Canada has never lost a game to USA in the World Junior Championship and gone on to win a gold medal. That will have to change if Canada wants to win gold this time around.
It wouldn’t be fair to say that the prospect of playing the rest of the World Junior Championship without defenseman Philippe Myers is the least of Canada’s worries because, in reality, it’s a pretty big one. A defense corps that was suspect to begin with has potentially lost its biggest member, one who was logging big minutes on the top pairing.

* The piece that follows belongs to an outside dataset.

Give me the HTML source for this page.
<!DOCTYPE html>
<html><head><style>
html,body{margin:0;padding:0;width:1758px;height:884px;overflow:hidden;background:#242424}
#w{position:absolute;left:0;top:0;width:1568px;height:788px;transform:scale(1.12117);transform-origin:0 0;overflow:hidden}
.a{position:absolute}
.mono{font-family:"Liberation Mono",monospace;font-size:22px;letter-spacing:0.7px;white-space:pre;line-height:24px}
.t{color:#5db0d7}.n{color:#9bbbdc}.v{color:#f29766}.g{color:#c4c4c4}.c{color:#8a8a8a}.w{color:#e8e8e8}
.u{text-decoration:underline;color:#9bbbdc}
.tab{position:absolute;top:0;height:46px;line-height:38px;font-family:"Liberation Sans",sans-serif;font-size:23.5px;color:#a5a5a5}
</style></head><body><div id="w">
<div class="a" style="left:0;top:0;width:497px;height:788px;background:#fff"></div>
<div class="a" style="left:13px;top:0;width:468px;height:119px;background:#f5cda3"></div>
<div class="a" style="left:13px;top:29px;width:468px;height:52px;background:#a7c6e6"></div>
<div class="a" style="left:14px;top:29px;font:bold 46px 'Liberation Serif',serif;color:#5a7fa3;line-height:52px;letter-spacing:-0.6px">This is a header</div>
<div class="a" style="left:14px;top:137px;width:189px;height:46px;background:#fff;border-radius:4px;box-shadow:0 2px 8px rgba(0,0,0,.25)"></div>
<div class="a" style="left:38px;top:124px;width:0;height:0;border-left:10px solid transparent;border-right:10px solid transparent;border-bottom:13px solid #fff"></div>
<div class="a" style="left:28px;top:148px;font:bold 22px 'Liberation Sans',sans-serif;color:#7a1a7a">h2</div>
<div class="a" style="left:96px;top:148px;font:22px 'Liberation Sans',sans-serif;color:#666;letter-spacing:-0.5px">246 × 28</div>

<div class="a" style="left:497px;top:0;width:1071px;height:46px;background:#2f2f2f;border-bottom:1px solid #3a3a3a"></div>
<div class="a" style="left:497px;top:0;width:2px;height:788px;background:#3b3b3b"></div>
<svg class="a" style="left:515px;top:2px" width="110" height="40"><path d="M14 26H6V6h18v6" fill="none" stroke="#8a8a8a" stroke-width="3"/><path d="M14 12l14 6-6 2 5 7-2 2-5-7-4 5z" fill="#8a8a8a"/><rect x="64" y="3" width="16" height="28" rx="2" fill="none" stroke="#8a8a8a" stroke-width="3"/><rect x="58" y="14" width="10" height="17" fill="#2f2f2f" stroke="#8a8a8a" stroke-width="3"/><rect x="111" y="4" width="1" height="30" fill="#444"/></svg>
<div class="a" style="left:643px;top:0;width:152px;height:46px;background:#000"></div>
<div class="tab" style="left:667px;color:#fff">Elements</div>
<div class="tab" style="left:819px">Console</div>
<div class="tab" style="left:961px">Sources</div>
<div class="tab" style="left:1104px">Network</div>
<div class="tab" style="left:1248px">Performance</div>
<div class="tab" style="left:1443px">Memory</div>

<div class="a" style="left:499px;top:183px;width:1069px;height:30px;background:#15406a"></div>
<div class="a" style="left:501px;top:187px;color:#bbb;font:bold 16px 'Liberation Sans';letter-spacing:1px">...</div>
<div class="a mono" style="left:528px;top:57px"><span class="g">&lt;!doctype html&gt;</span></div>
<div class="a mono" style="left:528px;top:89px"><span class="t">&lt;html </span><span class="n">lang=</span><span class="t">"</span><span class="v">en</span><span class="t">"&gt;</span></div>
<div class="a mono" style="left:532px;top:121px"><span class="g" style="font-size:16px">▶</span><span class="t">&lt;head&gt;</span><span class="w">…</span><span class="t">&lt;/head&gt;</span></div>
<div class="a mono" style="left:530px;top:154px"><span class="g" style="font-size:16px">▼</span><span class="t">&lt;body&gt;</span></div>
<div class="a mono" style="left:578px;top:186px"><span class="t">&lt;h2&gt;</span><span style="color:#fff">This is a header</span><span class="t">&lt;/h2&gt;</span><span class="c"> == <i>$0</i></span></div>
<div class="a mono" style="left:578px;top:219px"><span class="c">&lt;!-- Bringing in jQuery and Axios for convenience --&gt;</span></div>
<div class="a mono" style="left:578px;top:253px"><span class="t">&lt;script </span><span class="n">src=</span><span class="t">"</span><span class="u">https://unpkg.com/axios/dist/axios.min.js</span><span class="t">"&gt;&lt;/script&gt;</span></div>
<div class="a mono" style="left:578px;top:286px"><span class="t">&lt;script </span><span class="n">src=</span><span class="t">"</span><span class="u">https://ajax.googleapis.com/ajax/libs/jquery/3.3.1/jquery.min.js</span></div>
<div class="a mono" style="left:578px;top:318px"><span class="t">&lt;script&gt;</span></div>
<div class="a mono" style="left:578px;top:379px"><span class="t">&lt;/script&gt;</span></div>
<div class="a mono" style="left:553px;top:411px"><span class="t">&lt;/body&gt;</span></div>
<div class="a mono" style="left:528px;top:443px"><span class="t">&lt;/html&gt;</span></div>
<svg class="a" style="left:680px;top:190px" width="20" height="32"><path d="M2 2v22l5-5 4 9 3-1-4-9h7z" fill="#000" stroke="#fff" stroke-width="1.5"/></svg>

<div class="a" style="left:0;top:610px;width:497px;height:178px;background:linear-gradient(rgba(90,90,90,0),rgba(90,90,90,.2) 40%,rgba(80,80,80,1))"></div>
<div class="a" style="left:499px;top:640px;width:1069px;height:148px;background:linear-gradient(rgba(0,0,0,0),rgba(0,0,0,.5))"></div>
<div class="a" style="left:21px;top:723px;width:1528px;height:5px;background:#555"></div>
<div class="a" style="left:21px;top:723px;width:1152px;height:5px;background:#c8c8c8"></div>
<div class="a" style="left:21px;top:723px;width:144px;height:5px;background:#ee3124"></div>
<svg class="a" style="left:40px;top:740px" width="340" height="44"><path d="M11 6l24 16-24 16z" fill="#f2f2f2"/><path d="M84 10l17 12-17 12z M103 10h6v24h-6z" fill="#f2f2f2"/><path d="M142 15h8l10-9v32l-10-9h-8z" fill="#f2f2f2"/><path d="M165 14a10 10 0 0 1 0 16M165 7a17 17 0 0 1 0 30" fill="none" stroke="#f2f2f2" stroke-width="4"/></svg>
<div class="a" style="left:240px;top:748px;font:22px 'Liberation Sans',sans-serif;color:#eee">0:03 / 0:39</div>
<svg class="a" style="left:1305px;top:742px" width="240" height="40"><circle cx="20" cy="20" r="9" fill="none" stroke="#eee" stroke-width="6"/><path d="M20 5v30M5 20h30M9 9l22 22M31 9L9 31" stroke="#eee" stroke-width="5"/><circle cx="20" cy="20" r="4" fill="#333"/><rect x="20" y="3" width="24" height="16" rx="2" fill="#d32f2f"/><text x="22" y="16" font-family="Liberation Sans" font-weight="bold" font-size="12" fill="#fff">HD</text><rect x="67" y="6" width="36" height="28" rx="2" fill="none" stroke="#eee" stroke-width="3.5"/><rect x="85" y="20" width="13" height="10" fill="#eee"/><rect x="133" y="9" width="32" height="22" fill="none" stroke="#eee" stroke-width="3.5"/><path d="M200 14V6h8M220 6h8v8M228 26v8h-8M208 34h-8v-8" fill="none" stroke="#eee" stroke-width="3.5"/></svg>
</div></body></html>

But after its 3-1 loss to USA in the final round-robin game before moving on to Montreal for the playoff round, Canada has plenty about which to be concerned going into its quarterfinal game against the Czech Republic Monday night. Start with the fact that if this team has designs on winning this tournament, it will have to do something no Canadian team has ever done before. Going into Saturday’s game, Canada had lost eight times to USA in this tournament and not once has it gone on to win a gold medal. In fact, losses in the WJC to the Americans have resulted in some of the most disastrous finishes ever for Canada – twice they went on to finish sixth, once seventh and once eighth.

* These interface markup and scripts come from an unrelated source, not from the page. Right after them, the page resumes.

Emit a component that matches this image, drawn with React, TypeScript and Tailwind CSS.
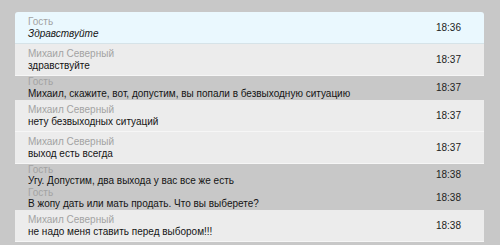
import React from "react";

type Msg = { name: string; text: string; time: string; kind: "blue" | "card" | "plain"; italic?: boolean; tight?: boolean };

const msgs: Msg[] = [
  { name: "Гость", text: "Здравствуйте", time: "18:36", kind: "blue", italic: true },
  { name: "Михаил Северный", text: "здравствуйте", time: "18:37", kind: "card" },
  { name: "Гость", text: "Михаил, скажите, вот, допустим, вы попали в безвыходную ситуацию", time: "18:37", kind: "plain" },
  { name: "Михаил Северный", text: "нету безвыходных ситуаций", time: "18:37", kind: "card" },
  { name: "Михаил Северный", text: "выход есть всегда", time: "18:37", kind: "card" },
  { name: "Гость", text: "Угу. Допустим, два выхода у вас все же есть", time: "18:38", kind: "plain", tight: true },
  { name: "Гость", text: "В жопу дать или мать продать. Что вы выберете?", time: "18:38", kind: "plain", tight: true },
  { name: "Михаил Северный", text: "не надо меня ставить перед выбором!!!", time: "18:38", kind: "card" },
];

function Row({ m }: { m: Msg }) {
  const base =
    m.kind === "blue"
      ? "bg-[#eaf8fe] border-b border-[#d6e3e8] pt-[4px] pb-[3px] rounded-t-[3px]"
      : m.kind === "card"
      ? "bg-[#ececec] border-b border-[#f6f6f6] pt-[4px] pb-[3px]"
      : "";
  return (
    <div className={`flex items-center pl-[13px] pr-[23px] ${base}`}>
      <div className="flex-1 min-w-0">
        <div className={`text-[10px] ${m.tight ? "leading-[11px]" : "leading-[12px]"} text-[#a3a3a3]`}>{m.name}</div>
        <div className={`text-[10px] leading-[12px] text-[#141414] ${m.italic ? "italic" : ""}`}>{m.text}</div>
      </div>
      <div className="text-[10px] leading-[12px] text-[#222222] pb-[1px]">{m.time}</div>
    </div>
  );
}

export default function App() {
  return (
    <div
      className="w-[500px] h-[245px] bg-[#c8c8c8] pl-[15px] pt-[12px] overflow-hidden"
      style={{ fontFamily: '"Liberation Sans", Arial, sans-serif' }}
    >
      <div className="w-[469px] flex flex-col">
        {msgs.map((m, i) => (
          <Row key={i} m={m} />
        ))}
      </div>
    </div>
  );
}
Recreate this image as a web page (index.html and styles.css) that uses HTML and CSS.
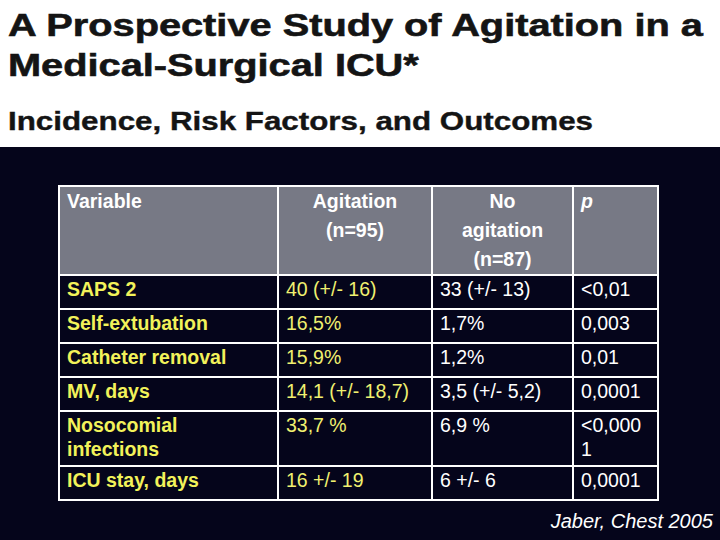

And it will likely have to do it without Myers, who was at the receiving end of a thunderous and controversial hit from American captain Luke Kunin early in the second period. As he was gathering a puck behind his net, Kunin delivered a hit that sent Myers into the glass. He left the game and did not return and his chances of returning anytime in the tournament are in question.

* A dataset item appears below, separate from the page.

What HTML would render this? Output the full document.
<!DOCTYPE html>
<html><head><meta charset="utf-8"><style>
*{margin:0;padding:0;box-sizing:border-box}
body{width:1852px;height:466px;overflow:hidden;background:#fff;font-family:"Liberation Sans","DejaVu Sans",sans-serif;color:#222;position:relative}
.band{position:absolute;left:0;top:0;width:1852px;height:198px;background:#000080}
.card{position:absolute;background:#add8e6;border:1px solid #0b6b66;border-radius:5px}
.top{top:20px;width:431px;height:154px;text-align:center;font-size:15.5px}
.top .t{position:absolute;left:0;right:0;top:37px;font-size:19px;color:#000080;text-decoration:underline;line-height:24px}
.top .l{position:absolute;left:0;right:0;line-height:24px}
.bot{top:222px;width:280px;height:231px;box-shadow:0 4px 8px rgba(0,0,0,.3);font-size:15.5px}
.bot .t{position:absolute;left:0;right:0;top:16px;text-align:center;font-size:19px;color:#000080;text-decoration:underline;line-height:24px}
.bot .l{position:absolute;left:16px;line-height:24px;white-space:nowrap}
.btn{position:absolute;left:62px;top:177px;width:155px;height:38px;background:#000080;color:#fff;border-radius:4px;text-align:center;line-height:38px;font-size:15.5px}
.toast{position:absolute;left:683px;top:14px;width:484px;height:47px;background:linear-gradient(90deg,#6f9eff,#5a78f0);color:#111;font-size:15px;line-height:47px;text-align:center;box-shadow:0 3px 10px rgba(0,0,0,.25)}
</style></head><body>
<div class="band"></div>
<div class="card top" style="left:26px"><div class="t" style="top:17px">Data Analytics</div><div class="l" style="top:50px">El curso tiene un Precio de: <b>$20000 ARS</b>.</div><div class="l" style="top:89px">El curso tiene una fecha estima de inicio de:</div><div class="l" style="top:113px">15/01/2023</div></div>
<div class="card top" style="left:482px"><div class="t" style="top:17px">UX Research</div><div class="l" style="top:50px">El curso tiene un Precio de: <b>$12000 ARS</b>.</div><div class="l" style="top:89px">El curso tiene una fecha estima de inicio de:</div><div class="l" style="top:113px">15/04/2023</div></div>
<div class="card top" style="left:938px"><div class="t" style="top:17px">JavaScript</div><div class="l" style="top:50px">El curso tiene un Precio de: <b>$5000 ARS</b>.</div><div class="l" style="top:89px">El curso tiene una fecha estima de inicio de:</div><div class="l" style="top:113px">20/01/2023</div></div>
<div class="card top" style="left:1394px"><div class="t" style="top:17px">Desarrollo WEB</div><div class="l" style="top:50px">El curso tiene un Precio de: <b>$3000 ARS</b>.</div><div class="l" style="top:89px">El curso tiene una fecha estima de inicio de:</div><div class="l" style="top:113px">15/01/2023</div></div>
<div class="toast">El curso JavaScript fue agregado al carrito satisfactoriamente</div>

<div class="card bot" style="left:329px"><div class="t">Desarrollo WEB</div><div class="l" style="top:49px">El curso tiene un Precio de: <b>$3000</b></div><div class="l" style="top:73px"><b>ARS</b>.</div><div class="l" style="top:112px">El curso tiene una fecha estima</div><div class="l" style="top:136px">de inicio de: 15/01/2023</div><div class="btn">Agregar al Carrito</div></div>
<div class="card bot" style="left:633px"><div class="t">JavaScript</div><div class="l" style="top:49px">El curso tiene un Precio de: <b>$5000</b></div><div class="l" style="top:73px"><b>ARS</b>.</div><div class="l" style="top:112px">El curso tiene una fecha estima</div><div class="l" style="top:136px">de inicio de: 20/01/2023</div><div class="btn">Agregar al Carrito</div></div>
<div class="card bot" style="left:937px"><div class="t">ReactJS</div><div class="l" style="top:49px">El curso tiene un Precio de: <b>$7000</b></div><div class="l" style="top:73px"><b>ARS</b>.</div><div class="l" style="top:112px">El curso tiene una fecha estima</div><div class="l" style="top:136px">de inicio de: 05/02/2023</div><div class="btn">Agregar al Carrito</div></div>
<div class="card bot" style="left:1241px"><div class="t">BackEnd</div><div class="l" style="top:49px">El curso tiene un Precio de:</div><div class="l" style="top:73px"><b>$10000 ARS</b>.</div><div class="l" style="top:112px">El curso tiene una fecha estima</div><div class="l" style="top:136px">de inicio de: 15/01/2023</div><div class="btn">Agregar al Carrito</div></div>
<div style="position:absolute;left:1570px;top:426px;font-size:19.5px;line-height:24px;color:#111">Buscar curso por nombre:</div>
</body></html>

“He is concussed and his chances of playing in the next game are zero,” Canadian coach Dominique Ducharme said of Myers. “He’s doubtful for the rest of the tournament. He might come back late in the tournament.”
Kunin, a first-round pick of the Minnesota Wild in 2016, could be suspended for USA’s quarterfinal game Monday night in Toronto. The International Ice Hockey Federation will definitely review the hit, but it’s not known whether there will be a hearing. For his part, Kunin said he was making a hockey play that turned out badly.
“People are going to think a lot of different ways about it,” Kunin said. “I just thought it was a hockey play. I was kind of surprised I got a game, but it is what it is and we just have to move on from that. I saw him coming around the net and I had a chance to play the body, make a hockey play, a hit. It’s part of my game to play physical. But I had no intention of hitting him high or hurting him or anything like that.”
Thomas Chabot, who had been Myers’ defense partner to that point in the tournament, had a very different version of the events. Kunin is listed at 5-foot-11, Myers is 6-foot-5. “When I saw the replay, I saw the guy have his feet probably a foot off the ground,” Chabot said. “Everyone knows Phil is probably 6-foot-8 with his skates on and to get hit to the head, you have to jump or do something.”
Going into the game, it would not have been a stretch to expect one team to set a physical tone and feast on the power play, but it seemed more likely that Canada, not the Americans would be the team to do that. Canada had all sorts of problems establishing anything at even strength and scored only once on five power plays and that came with a 5-on-3 advantage. USA meanwhile, scored on its first two power plays and was definitely the more physical team. They also snuffed out Canada at every opportunity 5-on-5.
The Canadians were disjointed for much of the game, going offside repeatedly and failing to penetrate the offensive zone. It was something Canadian captain Dylan Strome acknowledged has to improve. The Canadian team was slow and sloppy and made a number of questionable decisions with the puck.
“It’s no secret that we haven’t been the best 5-on-5 team in the tournament,” Strome said. “We have to find a way to create more. We have kind of been surviving on our power play and tonight our power play wasn’t clicking at 100 percent, so we have to find a way to create more 5-on-5. We haven’t been in sync and we have to find a way to be better. They played a great neutral zone game. They chipped pucks past our ‘D’ and I don’t think we did a good enough job of doing that to them.”
And at the risk of sounding harsh commenting on teenagers, Canada is going to need more from some of its forwards. Taylor Raddysh, who feasted on Latvia with four goals, failed to register a single shot on goal. Third overall pick Pierre-Luc Dubois has yet to score in the tournament and appeared frustrated when he took an unsportsmanlike conduct penalty late in the game.
And if Myers can’t play, they’re going to need to replace him by committee. Only Chabot has logged more ice time for Canada. Kale Clague was moved up to take Myers’ spot with mixed results. “I talked to (Myers) after the game and he said he told me he was feeling better, he was feeling good,” Chabot said. “Hopefully we’ll see him in the lineup, but if not everyone is going to have to step up.”